With that in mind, you have to consider which parts of the bus and N/E bars don't form part of the circuit. So if you have a breaker next to the main swich and an SPD at the far end of the bus bar (with connections to the N and E bars arranged similarly) then you're effectively adding the length of the bus bar plus the length of the N or E bar to the SPD lead length. So ideally the SPD wants to be positioned between the main switch and all the breakers. Similarly the SPD N on the N bar should be in position 2, where position 1 is the N from the main switch and positions 3+ are for the circuits. Ditto the E bar.

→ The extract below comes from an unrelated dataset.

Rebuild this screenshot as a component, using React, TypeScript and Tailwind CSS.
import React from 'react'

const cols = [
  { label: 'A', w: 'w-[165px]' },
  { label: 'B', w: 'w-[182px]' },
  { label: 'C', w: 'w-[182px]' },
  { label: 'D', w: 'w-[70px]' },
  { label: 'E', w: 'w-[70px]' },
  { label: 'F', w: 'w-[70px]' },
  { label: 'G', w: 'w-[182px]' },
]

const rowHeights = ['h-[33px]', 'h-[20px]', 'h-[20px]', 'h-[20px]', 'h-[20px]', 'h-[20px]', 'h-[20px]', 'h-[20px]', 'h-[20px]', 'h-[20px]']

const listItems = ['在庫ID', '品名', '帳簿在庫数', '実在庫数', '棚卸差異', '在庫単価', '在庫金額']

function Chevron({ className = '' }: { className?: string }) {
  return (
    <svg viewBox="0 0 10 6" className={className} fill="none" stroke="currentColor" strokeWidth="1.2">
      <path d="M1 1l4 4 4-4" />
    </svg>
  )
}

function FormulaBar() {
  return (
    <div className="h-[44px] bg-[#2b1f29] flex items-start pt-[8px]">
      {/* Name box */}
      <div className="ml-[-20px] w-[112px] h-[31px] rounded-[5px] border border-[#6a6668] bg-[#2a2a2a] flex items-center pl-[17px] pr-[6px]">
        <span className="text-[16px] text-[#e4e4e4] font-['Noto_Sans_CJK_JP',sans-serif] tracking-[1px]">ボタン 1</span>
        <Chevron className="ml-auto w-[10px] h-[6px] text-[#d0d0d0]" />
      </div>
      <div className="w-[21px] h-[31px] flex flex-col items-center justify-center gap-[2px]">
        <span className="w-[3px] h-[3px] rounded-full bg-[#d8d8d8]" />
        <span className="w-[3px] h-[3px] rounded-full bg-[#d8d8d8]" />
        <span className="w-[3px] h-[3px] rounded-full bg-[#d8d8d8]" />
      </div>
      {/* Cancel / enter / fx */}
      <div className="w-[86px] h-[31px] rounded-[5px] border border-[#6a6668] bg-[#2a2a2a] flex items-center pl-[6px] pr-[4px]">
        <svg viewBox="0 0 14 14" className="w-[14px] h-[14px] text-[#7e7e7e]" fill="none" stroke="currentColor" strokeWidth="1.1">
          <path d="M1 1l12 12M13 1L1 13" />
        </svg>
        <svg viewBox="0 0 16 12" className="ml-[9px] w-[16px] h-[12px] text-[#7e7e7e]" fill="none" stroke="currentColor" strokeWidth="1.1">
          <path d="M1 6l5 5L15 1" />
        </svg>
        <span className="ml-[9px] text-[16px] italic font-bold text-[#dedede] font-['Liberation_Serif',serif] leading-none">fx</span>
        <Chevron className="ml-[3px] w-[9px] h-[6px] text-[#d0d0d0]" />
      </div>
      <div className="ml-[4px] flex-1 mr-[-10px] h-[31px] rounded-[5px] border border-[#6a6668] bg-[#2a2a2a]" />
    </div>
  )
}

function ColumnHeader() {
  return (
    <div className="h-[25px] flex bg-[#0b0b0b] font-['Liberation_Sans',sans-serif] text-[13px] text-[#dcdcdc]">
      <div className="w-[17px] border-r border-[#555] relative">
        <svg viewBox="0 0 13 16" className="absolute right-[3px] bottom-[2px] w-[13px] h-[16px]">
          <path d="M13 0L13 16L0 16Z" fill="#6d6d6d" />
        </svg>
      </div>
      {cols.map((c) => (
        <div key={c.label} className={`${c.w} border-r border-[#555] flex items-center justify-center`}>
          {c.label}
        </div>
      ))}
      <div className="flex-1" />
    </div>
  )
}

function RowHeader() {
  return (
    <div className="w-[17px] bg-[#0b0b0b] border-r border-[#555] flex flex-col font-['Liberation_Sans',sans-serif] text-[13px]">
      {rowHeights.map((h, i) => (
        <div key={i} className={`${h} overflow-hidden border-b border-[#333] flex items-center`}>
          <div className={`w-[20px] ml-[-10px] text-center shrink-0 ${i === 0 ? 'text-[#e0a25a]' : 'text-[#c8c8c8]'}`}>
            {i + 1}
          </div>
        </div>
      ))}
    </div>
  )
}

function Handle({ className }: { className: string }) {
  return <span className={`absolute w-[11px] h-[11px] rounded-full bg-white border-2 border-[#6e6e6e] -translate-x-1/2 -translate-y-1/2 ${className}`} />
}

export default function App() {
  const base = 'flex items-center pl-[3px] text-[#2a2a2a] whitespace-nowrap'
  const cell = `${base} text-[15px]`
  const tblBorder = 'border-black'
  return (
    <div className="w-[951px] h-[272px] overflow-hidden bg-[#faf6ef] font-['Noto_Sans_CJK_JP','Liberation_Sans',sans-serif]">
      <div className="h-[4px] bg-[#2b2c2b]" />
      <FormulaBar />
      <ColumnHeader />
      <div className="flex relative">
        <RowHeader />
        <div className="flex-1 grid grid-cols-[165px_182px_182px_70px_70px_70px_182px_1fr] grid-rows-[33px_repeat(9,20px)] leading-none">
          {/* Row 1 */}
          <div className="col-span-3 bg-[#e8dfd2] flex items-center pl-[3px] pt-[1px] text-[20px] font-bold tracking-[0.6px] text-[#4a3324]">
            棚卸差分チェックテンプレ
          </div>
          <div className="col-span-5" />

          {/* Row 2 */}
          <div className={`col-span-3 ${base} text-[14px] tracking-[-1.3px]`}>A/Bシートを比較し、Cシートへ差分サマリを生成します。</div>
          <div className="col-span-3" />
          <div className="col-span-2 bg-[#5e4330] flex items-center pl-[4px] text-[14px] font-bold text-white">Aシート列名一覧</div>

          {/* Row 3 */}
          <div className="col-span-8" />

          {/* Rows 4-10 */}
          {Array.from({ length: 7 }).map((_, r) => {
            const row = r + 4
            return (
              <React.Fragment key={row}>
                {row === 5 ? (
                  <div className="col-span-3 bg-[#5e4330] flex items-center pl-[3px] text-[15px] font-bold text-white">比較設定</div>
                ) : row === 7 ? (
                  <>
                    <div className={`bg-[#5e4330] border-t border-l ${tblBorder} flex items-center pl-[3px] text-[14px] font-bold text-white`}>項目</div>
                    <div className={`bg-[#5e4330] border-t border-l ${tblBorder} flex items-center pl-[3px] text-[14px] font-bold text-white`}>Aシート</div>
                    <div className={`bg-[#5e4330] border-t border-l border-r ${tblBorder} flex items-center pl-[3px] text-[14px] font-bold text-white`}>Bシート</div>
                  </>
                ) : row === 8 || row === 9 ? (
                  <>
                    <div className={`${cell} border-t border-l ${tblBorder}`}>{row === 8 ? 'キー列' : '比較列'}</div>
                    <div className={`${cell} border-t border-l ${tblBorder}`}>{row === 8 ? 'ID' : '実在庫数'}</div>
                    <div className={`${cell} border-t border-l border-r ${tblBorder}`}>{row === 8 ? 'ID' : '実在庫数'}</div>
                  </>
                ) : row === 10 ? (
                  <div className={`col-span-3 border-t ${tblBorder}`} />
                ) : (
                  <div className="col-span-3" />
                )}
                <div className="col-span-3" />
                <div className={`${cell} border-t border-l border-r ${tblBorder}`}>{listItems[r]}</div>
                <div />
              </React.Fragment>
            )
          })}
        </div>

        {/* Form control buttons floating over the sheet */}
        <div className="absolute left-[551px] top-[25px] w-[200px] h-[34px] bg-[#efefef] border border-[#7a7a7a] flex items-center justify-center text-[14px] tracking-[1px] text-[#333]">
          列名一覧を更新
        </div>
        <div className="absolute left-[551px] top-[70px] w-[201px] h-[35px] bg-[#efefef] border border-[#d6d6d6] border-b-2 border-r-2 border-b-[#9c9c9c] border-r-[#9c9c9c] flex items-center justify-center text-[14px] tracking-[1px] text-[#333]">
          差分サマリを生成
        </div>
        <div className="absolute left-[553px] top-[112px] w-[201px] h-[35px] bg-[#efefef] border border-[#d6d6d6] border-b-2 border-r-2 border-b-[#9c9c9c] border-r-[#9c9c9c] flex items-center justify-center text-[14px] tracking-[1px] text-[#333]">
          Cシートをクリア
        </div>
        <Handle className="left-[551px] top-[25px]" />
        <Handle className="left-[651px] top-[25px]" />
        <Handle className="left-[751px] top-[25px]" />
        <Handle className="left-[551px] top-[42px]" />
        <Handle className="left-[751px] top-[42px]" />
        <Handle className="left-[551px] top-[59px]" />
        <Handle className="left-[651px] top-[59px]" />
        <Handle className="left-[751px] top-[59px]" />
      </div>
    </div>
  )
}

I think that you need to read section 534. It makes it clear that the leads to the SPD need to be as short as possible. If they are placed in a DB, that means one side or the other of the main switch.

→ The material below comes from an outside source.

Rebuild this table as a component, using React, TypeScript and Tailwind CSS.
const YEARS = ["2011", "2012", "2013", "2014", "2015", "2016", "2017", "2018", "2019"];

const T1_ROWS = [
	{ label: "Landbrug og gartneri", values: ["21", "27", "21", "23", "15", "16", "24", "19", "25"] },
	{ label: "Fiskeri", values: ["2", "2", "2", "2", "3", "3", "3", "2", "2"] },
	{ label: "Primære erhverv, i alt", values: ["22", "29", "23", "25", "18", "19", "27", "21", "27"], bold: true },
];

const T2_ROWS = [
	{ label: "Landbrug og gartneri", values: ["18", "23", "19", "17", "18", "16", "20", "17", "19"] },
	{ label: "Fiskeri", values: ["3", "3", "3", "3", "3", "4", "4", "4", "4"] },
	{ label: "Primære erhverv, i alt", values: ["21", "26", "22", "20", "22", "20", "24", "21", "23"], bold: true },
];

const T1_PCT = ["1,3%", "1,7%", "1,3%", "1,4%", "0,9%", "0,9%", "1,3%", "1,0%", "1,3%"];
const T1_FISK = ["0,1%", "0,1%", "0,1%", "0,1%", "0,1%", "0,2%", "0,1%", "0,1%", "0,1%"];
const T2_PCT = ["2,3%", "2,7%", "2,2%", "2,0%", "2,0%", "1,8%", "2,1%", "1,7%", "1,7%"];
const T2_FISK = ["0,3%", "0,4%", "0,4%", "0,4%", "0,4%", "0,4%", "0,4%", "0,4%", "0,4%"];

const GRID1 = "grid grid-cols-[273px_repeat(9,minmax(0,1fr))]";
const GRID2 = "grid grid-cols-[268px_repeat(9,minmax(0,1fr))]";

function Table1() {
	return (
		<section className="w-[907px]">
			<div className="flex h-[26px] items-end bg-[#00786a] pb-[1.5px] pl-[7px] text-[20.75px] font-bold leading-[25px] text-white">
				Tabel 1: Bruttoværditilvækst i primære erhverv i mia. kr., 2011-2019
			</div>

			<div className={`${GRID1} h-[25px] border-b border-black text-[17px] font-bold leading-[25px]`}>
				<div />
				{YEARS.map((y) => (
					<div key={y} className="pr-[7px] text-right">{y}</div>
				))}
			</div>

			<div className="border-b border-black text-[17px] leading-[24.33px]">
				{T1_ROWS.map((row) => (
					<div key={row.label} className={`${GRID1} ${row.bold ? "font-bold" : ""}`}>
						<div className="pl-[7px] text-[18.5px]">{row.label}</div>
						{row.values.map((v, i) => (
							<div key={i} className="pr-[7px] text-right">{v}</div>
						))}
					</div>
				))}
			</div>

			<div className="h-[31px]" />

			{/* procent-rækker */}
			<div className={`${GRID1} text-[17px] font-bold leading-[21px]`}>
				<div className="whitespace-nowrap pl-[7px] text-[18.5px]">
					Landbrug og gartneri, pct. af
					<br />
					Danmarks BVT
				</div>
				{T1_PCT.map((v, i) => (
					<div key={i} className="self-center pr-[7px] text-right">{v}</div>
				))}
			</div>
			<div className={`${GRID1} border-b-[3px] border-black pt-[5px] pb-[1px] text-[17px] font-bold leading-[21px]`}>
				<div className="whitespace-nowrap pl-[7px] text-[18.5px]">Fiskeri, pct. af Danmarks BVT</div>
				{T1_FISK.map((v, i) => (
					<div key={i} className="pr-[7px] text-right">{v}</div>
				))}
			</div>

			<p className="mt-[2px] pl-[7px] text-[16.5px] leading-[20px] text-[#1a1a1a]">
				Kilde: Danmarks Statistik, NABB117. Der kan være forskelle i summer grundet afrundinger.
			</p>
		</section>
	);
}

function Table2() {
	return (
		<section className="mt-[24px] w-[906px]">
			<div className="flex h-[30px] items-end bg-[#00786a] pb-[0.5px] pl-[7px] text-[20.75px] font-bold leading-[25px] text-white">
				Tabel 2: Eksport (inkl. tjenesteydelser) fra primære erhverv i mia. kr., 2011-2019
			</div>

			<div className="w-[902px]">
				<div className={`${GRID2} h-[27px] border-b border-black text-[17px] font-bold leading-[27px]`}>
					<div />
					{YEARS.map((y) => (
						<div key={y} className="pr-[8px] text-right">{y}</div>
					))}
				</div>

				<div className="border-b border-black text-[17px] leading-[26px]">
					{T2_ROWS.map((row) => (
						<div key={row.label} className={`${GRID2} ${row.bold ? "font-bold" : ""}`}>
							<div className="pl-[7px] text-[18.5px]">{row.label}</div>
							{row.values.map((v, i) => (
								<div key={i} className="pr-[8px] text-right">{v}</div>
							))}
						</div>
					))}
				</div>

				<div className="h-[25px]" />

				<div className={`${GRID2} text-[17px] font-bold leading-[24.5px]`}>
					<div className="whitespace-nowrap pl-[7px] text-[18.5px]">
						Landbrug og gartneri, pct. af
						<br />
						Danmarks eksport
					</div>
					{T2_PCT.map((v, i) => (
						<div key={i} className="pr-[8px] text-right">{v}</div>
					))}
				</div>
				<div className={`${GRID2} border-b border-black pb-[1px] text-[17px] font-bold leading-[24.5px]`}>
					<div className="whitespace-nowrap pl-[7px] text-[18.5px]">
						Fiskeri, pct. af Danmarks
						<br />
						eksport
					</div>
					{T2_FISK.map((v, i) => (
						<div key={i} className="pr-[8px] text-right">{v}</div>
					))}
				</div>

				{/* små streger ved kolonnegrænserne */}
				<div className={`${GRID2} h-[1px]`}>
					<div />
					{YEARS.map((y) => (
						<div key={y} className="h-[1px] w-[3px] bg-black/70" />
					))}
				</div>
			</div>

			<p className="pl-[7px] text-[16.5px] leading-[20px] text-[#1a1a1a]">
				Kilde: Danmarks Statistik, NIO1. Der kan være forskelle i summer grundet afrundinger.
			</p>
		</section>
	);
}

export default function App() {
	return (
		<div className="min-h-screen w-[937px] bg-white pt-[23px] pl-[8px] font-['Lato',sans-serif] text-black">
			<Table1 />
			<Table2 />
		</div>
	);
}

One should also take account of manufacturers' instructions.

In theory yes.

One could argue that any interconnecting wires should not exceed the length of those supplied with the SPD by the manufacturer. It can be assumed that the manufacturer has tested the SPD and it works to spec with the wires supplied with it.

Yeah, but shorter is still better. The spec for the SPD will say something like "with an 8μs rise-time spike, the voltage across the SPD won't exceed 1kV".  With 0.5m leads, that increases to 1.5kV say. What if the rise time of a transient turns out to be 6μs instead? Then the spike may exceed 1.5kV and thus exceed the category II (1.5kV) rating of all those LED bulbs in the house.

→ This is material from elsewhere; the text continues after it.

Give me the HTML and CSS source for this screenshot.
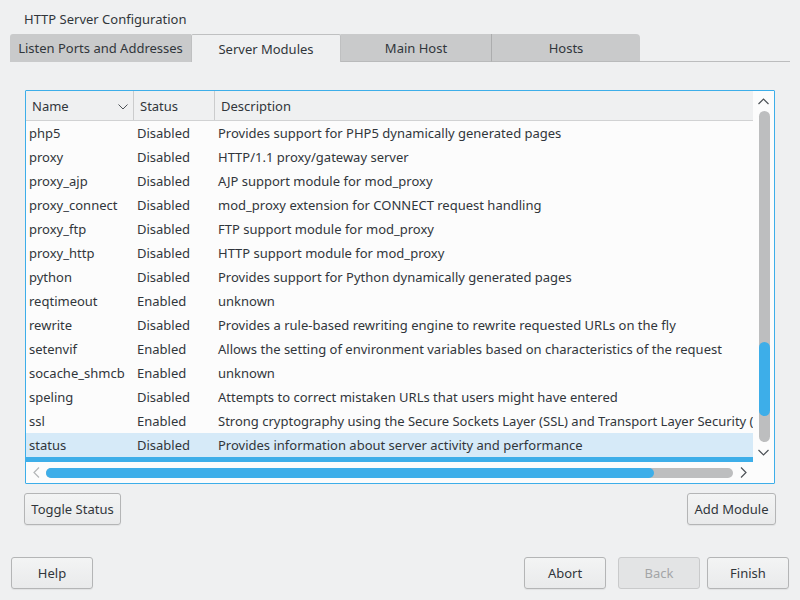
FILE: index.html
```html
<!DOCTYPE html>
<html>
<head>
<meta charset="utf-8">
<link rel="stylesheet" href="styles.css">
</head>
<body>
<div class="window">
  <div class="title">HTTP Server Configuration</div>
  <div class="tabbar">
    <div class="tab first">Listen Ports and Addresses</div>
    <div class="tab active">Server Modules</div>
    <div class="tab">Main Host</div>
    <div class="tab last">Hosts</div>
    <div class="tabfill"></div>
  </div>
  <div class="frame">
    <div class="view">
      <div class="header">
        <div class="hcell c-name">Name<svg class="sort" width="10" height="6" viewBox="0 0 10 6"><path d="M0.5 0.5 L5 5 L9.5 0.5" fill="none" stroke="#4d5257" stroke-width="1"/></svg></div>
        <div class="hcell c-status">Status</div>
        <div class="hcell c-desc">Description</div>
      </div>
      <div class="rows">
        <div class="row"><div class="cell c-name">php5</div><div class="cell c-status">Disabled</div><div class="cell c-desc">Provides support for PHP5 dynamically generated pages</div></div>
        <div class="row"><div class="cell c-name">proxy</div><div class="cell c-status">Disabled</div><div class="cell c-desc">HTTP/1.1 proxy/gateway server</div></div>
        <div class="row"><div class="cell c-name">proxy_ajp</div><div class="cell c-status">Disabled</div><div class="cell c-desc">AJP support module for mod_proxy</div></div>
        <div class="row"><div class="cell c-name">proxy_connect</div><div class="cell c-status">Disabled</div><div class="cell c-desc">mod_proxy extension for CONNECT request handling</div></div>
        <div class="row"><div class="cell c-name">proxy_ftp</div><div class="cell c-status">Disabled</div><div class="cell c-desc">FTP support module for mod_proxy</div></div>
        <div class="row"><div class="cell c-name">proxy_http</div><div class="cell c-status">Disabled</div><div class="cell c-desc">HTTP support module for mod_proxy</div></div>
        <div class="row"><div class="cell c-name">python</div><div class="cell c-status">Disabled</div><div class="cell c-desc">Provides support for Python dynamically generated pages</div></div>
        <div class="row"><div class="cell c-name">reqtimeout</div><div class="cell c-status">Enabled</div><div class="cell c-desc">unknown</div></div>
        <div class="row"><div class="cell c-name">rewrite</div><div class="cell c-status">Disabled</div><div class="cell c-desc">Provides a rule-based rewriting engine to rewrite requested URLs on the fly</div></div>
        <div class="row"><div class="cell c-name">setenvif</div><div class="cell c-status">Enabled</div><div class="cell c-desc">Allows the setting of environment variables based on characteristics of the request</div></div>
        <div class="row"><div class="cell c-name">socache_shmcb</div><div class="cell c-status">Enabled</div><div class="cell c-desc">unknown</div></div>
        <div class="row"><div class="cell c-name">speling</div><div class="cell c-status">Disabled</div><div class="cell c-desc">Attempts to correct mistaken URLs that users might have entered</div></div>
        <div class="row"><div class="cell c-name">ssl</div><div class="cell c-status">Enabled</div><div class="cell c-desc">Strong cryptography using the Secure Sockets Layer (SSL) and Transport Layer Security (TLS) protocols</div></div>
        <div class="row hover"><div class="cell c-name">status</div><div class="cell c-status">Disabled</div><div class="cell c-desc">Provides information about server activity and performance</div></div>
        <div class="row selected"></div>
      </div>
    </div>
    <div class="vscroll">
      <div class="arrow"><svg width="11" height="7" viewBox="0 0 11 7"><path d="M0.5 6 L5.5 1 L10.5 6" fill="none" stroke="#4d5257" stroke-width="1.2"/></svg></div>
      <div class="vgroove"><div class="vhandle"></div></div>
      <div class="arrow"><svg width="11" height="7" viewBox="0 0 11 7"><path d="M0.5 1 L5.5 6 L10.5 1" fill="none" stroke="#4d5257" stroke-width="1.2"/></svg></div>
    </div>
    <div class="hscroll">
      <div class="harrow"><svg width="7" height="11" viewBox="0 0 7 11"><path d="M6 0.5 L1 5.5 L6 10.5" fill="none" stroke="#b4b6b8" stroke-width="1.2"/></svg></div>
      <div class="hgroove"><div class="hhandle"></div></div>
      <div class="harrow"><svg width="7" height="11" viewBox="0 0 7 11"><path d="M1 0.5 L6 5.5 L1 10.5" fill="none" stroke="#4d5257" stroke-width="1.2"/></svg></div>
    </div>
    <div class="corner"></div>
  </div>
  <div class="actions">
    <button class="btn toggle">Toggle Status</button>
    <button class="btn add">Add Module</button>
  </div>
  <div class="footer">
    <button class="btn help">Help</button>
    <div class="spacer"></div>
    <button class="btn nav">Abort</button>
    <button class="btn nav disabled">Back</button>
    <button class="btn nav finish">Finish</button>
  </div>
</div>
</body>
</html>
```

FILE: styles.css
```css
html, body {
  margin: 0;
  padding: 0;
  background: #eff0f1;
}
body {
  font-family: "Noto Sans", "DejaVu Sans", sans-serif;
  font-size: 13px;
  color: #31363b;
}
.window {
  width: 800px;
  height: 600px;
  display: flex;
  flex-direction: column;
}
.title {
  margin: 10px 0 0 24px;
  height: 18px;
  line-height: 18px;
}
.tabbar {
  margin: 6px 10px 0 10px;
  display: flex;
  height: 28px;
}
.tab {
  height: 26px;
  padding-top: 1px;
  line-height: 27px;
  text-align: center;
  background: #c9cacb;
  border-bottom: 1px solid #b9babb;
  box-sizing: content-box;
  width: 150px;
}
.tab.first {
  width: 181px;
  border-top-left-radius: 3px;
  border-bottom-color: #c9cacb;
}
.tab.active {
  width: 148px;
  background: #eff0f1;
  border: 1px solid #bfc0c1;
  border-bottom: none;
  height: 26px;
  border-radius: 2px 2px 0 0;
}
.tab.last {
  width: 148px;
  border-left: 1px solid #acadae;
  border-top-right-radius: 4px;
}
.tabfill {
  flex: 1;
  border-bottom: 1px solid #bcbdbe;
  height: 27px;
}
.frame {
  margin: 28px 0 0 25px;
  width: 748px;
  height: 392px;
  border: 1px solid #3daee9;
  border-radius: 1px;
  background: #fcfcfc;
  display: grid;
  grid-template-columns: 727px 21px;
  grid-template-rows: 371px 21px;
}
.view {
  overflow: hidden;
  display: flex;
  flex-direction: column;
}
.header {
  display: flex;
  height: 29px;
  flex: none;
  background: #eff0f1;
  border-bottom: 1px solid #d1d2d3;
}
.hcell {
  line-height: 29px;
  padding-left: 6px;
  padding-top: 2px;
  white-space: nowrap;
  box-sizing: border-box;
  position: relative;
  display: flex;
  align-items: center;
}
.c-name { width: 108px; flex: none; }
.c-status { width: 81px; flex: none; }
.c-desc { flex: none; width: 560px; }
.hcell.c-name, .hcell.c-status {
  border-right: 1px solid #cbcccd;
}
.sort {
  position: absolute;
  right: 5px;
  top: 13px;
}
.rows {
  flex: none;
}
.row {
  display: flex;
  height: 24px;
  line-height: 24px;
  white-space: nowrap;
}
.cell {
  padding-left: 3px;
  box-sizing: border-box;
  overflow: hidden;
}
.cell.c-desc { overflow: visible; }
.row.hover {
  background: #d6eaf8;
}
.row.selected {
  background: #3daee9;
}
.vscroll {
  display: flex;
  flex-direction: column;
  align-items: center;
  background: #fcfcfc;
}
.arrow {
  height: 20px;
  width: 21px;
  display: flex;
  align-items: center;
  justify-content: center;
  flex: none;
}
.vgroove {
  flex: 1;
  width: 11px;
  margin-left: 1px;
  background: #bdbebf;
  border-radius: 6px;
  display: flex;
  flex-direction: column;
  justify-content: flex-end;
  padding-bottom: 26px;
}
.vhandle {
  height: 74px;
  background: #3daee9;
  border-radius: 6px;
}
.hscroll {
  display: flex;
  align-items: center;
  background: #fcfcfc;
}
.harrow {
  width: 20px;
  height: 21px;
  display: flex;
  align-items: center;
  justify-content: center;
  flex: none;
}
.hgroove {
  flex: 1;
  height: 10px;
  margin-top: 1px;
  background: #bdbebf;
  border-radius: 5px;
  display: flex;
}
.hhandle {
  width: 608px;
  background: #3daee9;
  border-radius: 5px;
}
.corner { background: #fcfcfc; }
.actions {
  display: flex;
  justify-content: space-between;
  margin: 9px 24px 0 24px;
}
.btn {
  font-family: "Noto Sans", "DejaVu Sans", sans-serif;
  font-size: 13px;
  color: #31363b;
  height: 32px;
  padding: 0 6px;
  border: 1px solid #b4b5b6;
  border-radius: 3px;
  background: linear-gradient(#f3f4f4, #e9eaeb);
  box-shadow: 0 1px 1px rgba(0,0,0,0.06);
}
.toggle { width: 97px; }
.add { width: 89px; }
.footer {
  display: flex;
  margin: 32px 11px 0 11px;
}
.spacer { flex: 1; }
.help, .nav { width: 82px; }
.nav { margin-left: 12px; }
.nav.finish { margin-left: 7px; }
.btn.disabled {
  color: #a3a5a7;
  background: #e3e4e5;
  border-color: #c9cacb;
  box-shadow: none;
}
```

Keeping the leads as short as possible, rather than to just whatever the manufacturer supplied, will (in a small way) reduce the probability of a spike which end-user equipment can't deal with.

Take into account that most electronic devices are connected to the CU with significantly longer conductors than those between the main switch and the SPD. Notable exceptions are kWh meters and timeswitches installed inside the CU.

Yes but also note those longer conductors are not in the high current 'crowbar' path trying to shunt the surge, just in the series path transmitting the remaining voltage that was not shunted.
That is the SPD, its tails and all the cable back to the origin of the surge. Ideally only a kV or so is dropped across the SPD, and we take our 'clean' supply for the sensitive loads from as close as we sensibly can to either side of the SPD body. The extra kVs piling up along the wires outside are someone else's problem ;-)

Unless of course the surge is generated at the load end of things, in which case the SPD should be there, not at the CU. The important conductors in terms of the residual voltage drop are the ones through which the bulk of the surge current passes , not any others that happen to connect to high impedance victims. 
Mike

mapj1 said:

Unless of course the surge is generated at the load end of things, in which case the SPD should be there, not at the CU.

Is that (part of) the justification for having SPDs in the final boards? Obviously, it depends upon the nature of the installation, but you wouldn't want a surge sneaking back up a distribution circuit to the main board and then down another distribution circuit whilst the SPD is looking the other way.